▶ **WHAT THIS TASK INVOLVES**
Leave out the pictures and set down exactly the lines from the start of the listing through the one with "import React from", both included.

▶ **DATA EXTRACT**
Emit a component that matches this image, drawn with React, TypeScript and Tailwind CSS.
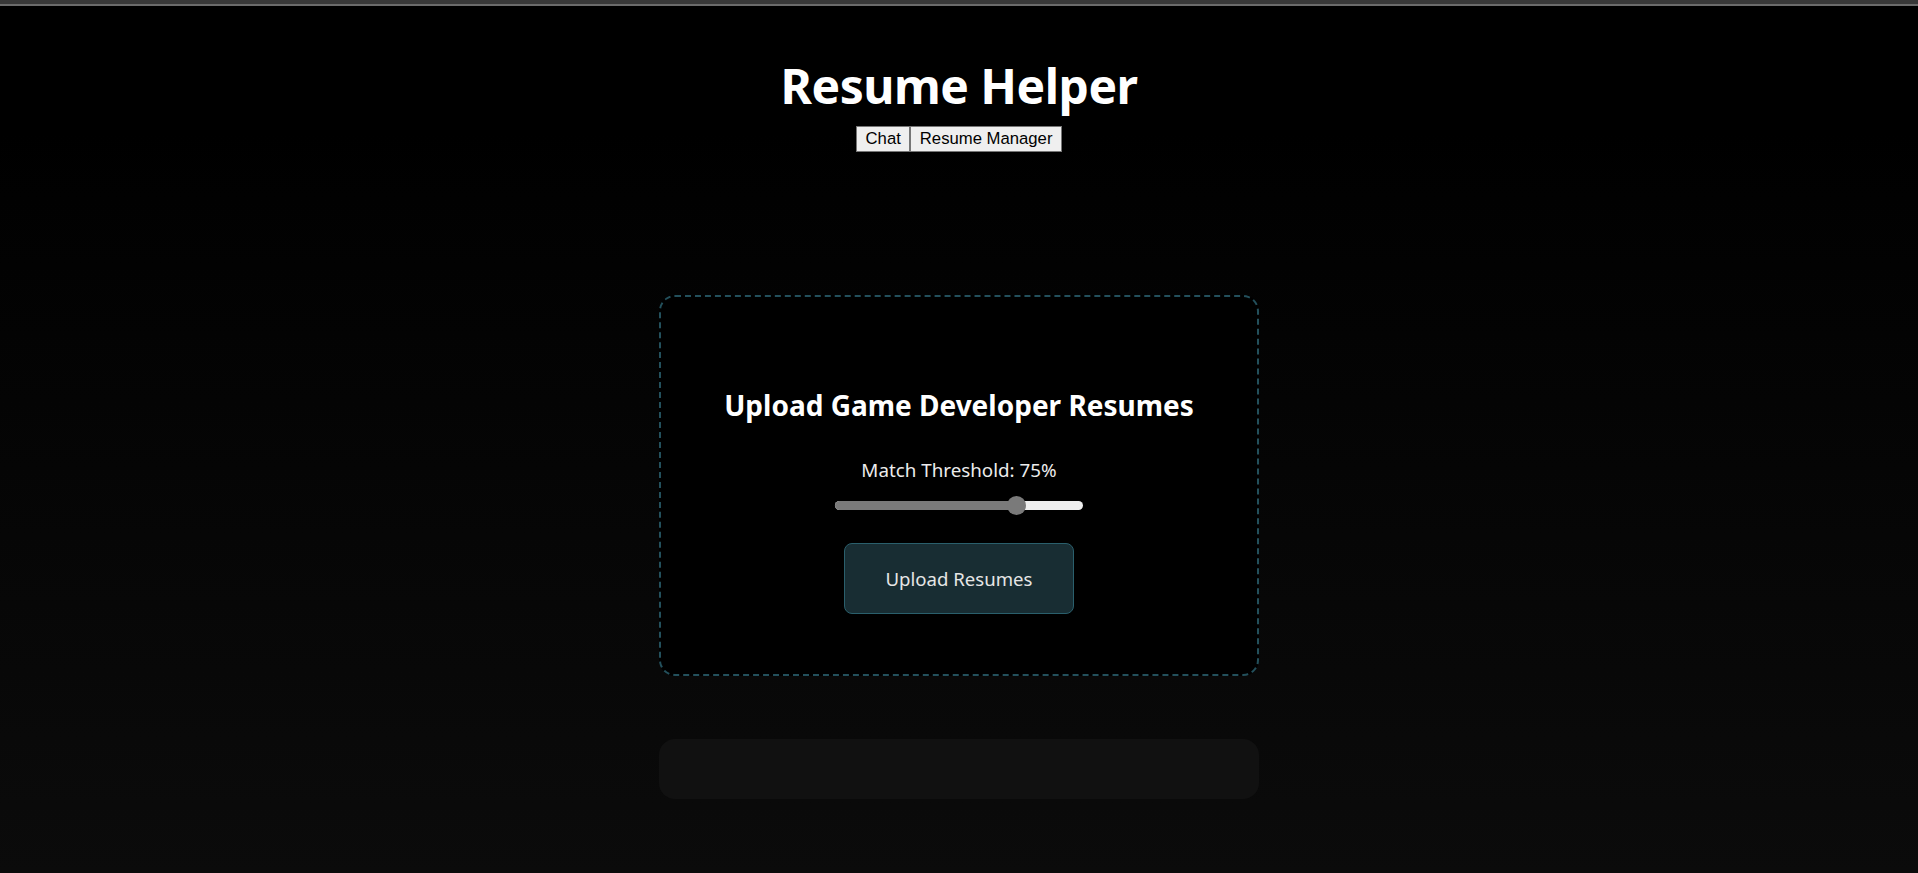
import React from "react";

export default function App() {
  const value = 75;
  const trackW = 248;
  const thumb = 19;
  const thumbLeft = (trackW - thumb) * (value / 100);
  return (
    <div
      className="min-h-[873px] w-full flex flex-col bg-[linear-gradient(to_bottom,#000000_15%,#0b0b0b_100%)]"
      style={{ fontFamily: '"Segoe UI", "Noto Sans", "Open Sans", sans-serif' }}
    >
      <div className="h-[4px] w-full bg-[#383838]" />
      <div className="h-[2px] w-full bg-[#6b6b6b]" />

      <header className="flex flex-col items-center pt-[48px]">
        <h1 className="text-[48px] font-bold leading-[64px] text-white tracking-[-0.5px]">
          Resume Helper
        </h1>
        <nav
          className="flex mt-[8px]"
          style={{ fontFamily: '"Liberation Sans", Arial, sans-serif' }}
        >
          <button className="h-[26px] px-[8.5px] text-[16.7px] leading-none text-black bg-[#efefef] border border-[#767676]">
            Chat
          </button>
          <button className="h-[26px] px-[8.5px] text-[16.7px] leading-none text-black bg-[#efefef] border border-[#767676]">
            Resume Manager
          </button>
        </nav>
      </header>

      <main className="flex flex-col items-center mt-[143px]">
        <section className="w-[600px] h-[381px] rounded-[16px] border-2 border-dashed border-[#23505c] bg-black flex flex-col items-center pt-[90px]">
          <h2 className="text-[28px] font-bold leading-[36px] text-white">
            Upload Game Developer Resumes
          </h2>
          <div className="mt-[35px] text-[18.8px] leading-[24px] text-[#ececec]">
            Match Threshold: {value}%
          </div>
          <div className="relative mt-[14px] h-[19px]" style={{ width: trackW }}>
            <div className="absolute left-0 right-0 top-[5px] h-[9px] rounded-full bg-[#efefef]" />
            <div
              className="absolute left-0 top-[5px] h-[9px] rounded-l-full bg-[#7a7a7a]"
              style={{ width: thumbLeft + thumb / 2 }}
            />
            <div
              className="absolute top-0 h-[19px] w-[19px] rounded-full bg-[#7a7a7a]"
              style={{ left: thumbLeft }}
            />
          </div>
          <button className="mt-[28px] w-[230px] h-[71px] rounded-[8px] border border-[#2a5f6c] bg-[#182d33] text-[18.6px] text-[#e6e6e6]">
            Upload Resumes
          </button>
        </section>

        <div className="mt-[63px] w-[600px] h-[60px] rounded-[16px] bg-[#111111]" />
      </main>
    </div>
  );
}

▶ **EXERCISE OUTPUT**
Emit a component that matches this image, drawn with React, TypeScript and Tailwind CSS.
import React from "react";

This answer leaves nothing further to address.